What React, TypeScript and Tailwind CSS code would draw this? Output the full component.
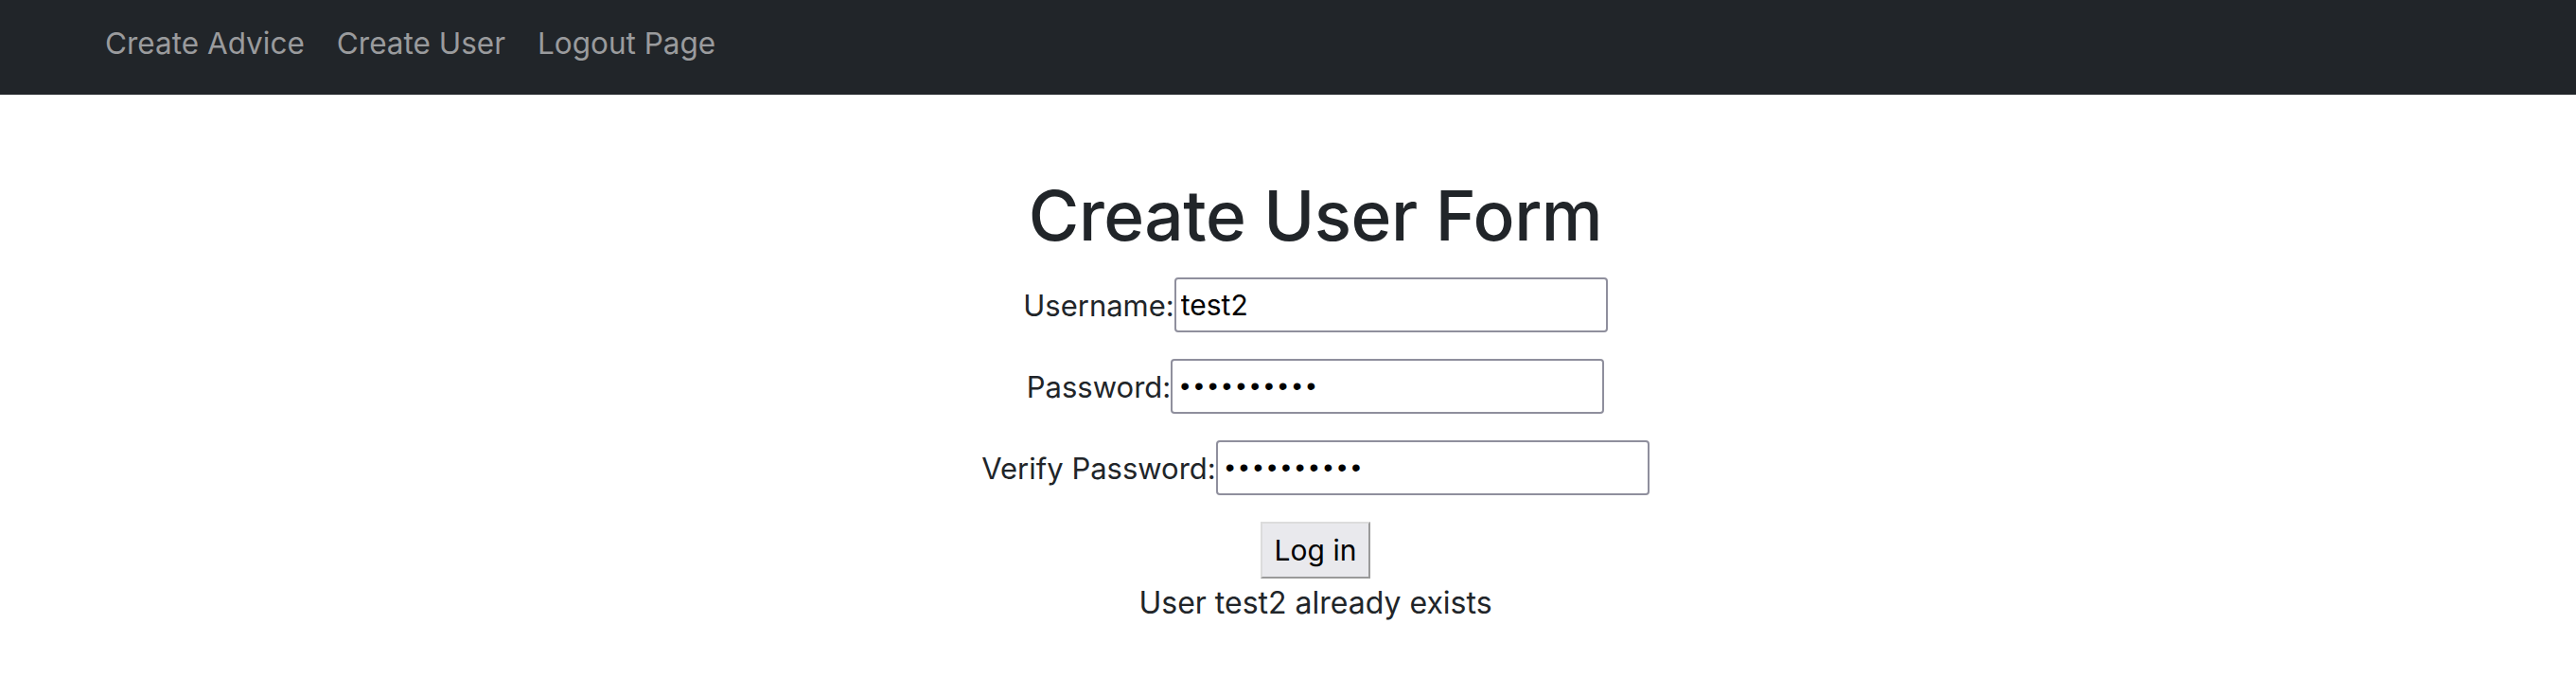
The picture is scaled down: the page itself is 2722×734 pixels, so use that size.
import React from 'react';

const navLinks = ['Create Advice', 'Create User', 'Logout Page'];

const Field: React.FC<{ label: string; type: string; value: string }> = ({ label, type, value }) => (
  <div className="flex items-center justify-center">
    <label className="text-[31px] text-[#212529] leading-none">{label}</label>
    <input
      type={type}
      defaultValue={value}
      className={
        type === 'password'
          ? "w-[458px] h-[58px] border-2 border-[#8f8f9d] rounded-[4px] px-[8px] text-[28px] tracking-[5px] text-black bg-white outline-none font-['Liberation_Sans']"
          : 'w-[458px] h-[58px] border-2 border-[#8f8f9d] rounded-[4px] px-[5px] text-[30px] text-black bg-white outline-none'
      }
    />
  </div>
);

export default function App() {
  return (
    <div className="min-h-screen bg-white" style={{ fontFamily: 'Inter, "Noto Sans", sans-serif' }}>
      <nav className="h-[100px] bg-[#212529] flex items-center pl-[111px] pb-[8px] gap-[34px]">
        {navLinks.map((link) => (
          <a key={link} href="#" className="text-[31.5px] text-[#9a9b9d] leading-none">
            {link}
          </a>
        ))}
      </nav>

      <main className="flex flex-col items-center pl-[58px] pt-[91px] text-[#212529]">
        <h1 className="text-[73px] font-medium leading-none tracking-[-0.5px]">Create User Form</h1>
        <form className="flex flex-col items-center gap-[28px] mt-[29px]" onSubmit={(e) => e.preventDefault()}>
          <Field label="Username:" type="text" value="test2" />
          <Field label="Password:" type="password" value="abcdefghij" />
          <Field label="Verify Password:" type="password" value="abcdefghij" />
          <button
            type="submit"
            className="w-[116px] h-[60px] bg-[#e9e9ed] border-2 border-t-[#dcdcdc] border-l-[#dcdcdc] border-b-[#9a9a9a] border-r-[#9a9a9a] text-[30px] text-black"
          >
            Log in
          </button>
        </form>
        <p className="text-[32px] leading-none mt-[10px]">User test2 already exists</p>
      </main>
    </div>
  );
}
....................
## Direction:
Make an exact copy of all the material, but keep the pictures out of it.

## Final answer:
What React, TypeScript and Tailwind CSS code would draw this? Output the full component.
The picture is scaled down: the page itself is 2722×734 pixels, so use that size.
import React from 'react';

const navLinks = ['Create Advice', 'Create User', 'Logout Page'];

const Field: React.FC<{ label: string; type: string; value: string }> = ({ label, type, value }) => (
  <div className="flex items-center justify-center">
    <label className="text-[31px] text-[#212529] leading-none">{label}</label>
    <input
      type={type}
      defaultValue={value}
      className={
        type === 'password'
          ? "w-[458px] h-[58px] border-2 border-[#8f8f9d] rounded-[4px] px-[8px] text-[28px] tracking-[5px] text-black bg-white outline-none font-['Liberation_Sans']"
          : 'w-[458px] h-[58px] border-2 border-[#8f8f9d] rounded-[4px] px-[5px] text-[30px] text-black bg-white outline-none'
      }
    />
  </div>
);

export default function App() {
  return (
    <div className="min-h-screen bg-white" style={{ fontFamily: 'Inter, "Noto Sans", sans-serif' }}>
      <nav className="h-[100px] bg-[#212529] flex items-center pl-[111px] pb-[8px] gap-[34px]">
        {navLinks.map((link) => (
          <a key={link} href="#" className="text-[31.5px] text-[#9a9b9d] leading-none">
            {link}
          </a>
        ))}
      </nav>

      <main className="flex flex-col items-center pl-[58px] pt-[91px] text-[#212529]">
        <h1 className="text-[73px] font-medium leading-none tracking-[-0.5px]">Create User Form</h1>
        <form className="flex flex-col items-center gap-[28px] mt-[29px]" onSubmit={(e) => e.preventDefault()}>
          <Field label="Username:" type="text" value="test2" />
          <Field label="Password:" type="password" value="abcdefghij" />
          <Field label="Verify Password:" type="password" value="abcdefghij" />
          <button
            type="submit"
            className="w-[116px] h-[60px] bg-[#e9e9ed] border-2 border-t-[#dcdcdc] border-l-[#dcdcdc] border-b-[#9a9a9a] border-r-[#9a9a9a] text-[30px] text-black"
          >
            Log in
          </button>
        </form>
        <p className="text-[32px] leading-none mt-[10px]">User test2 already exists</p>
      </main>
    </div>
  );
}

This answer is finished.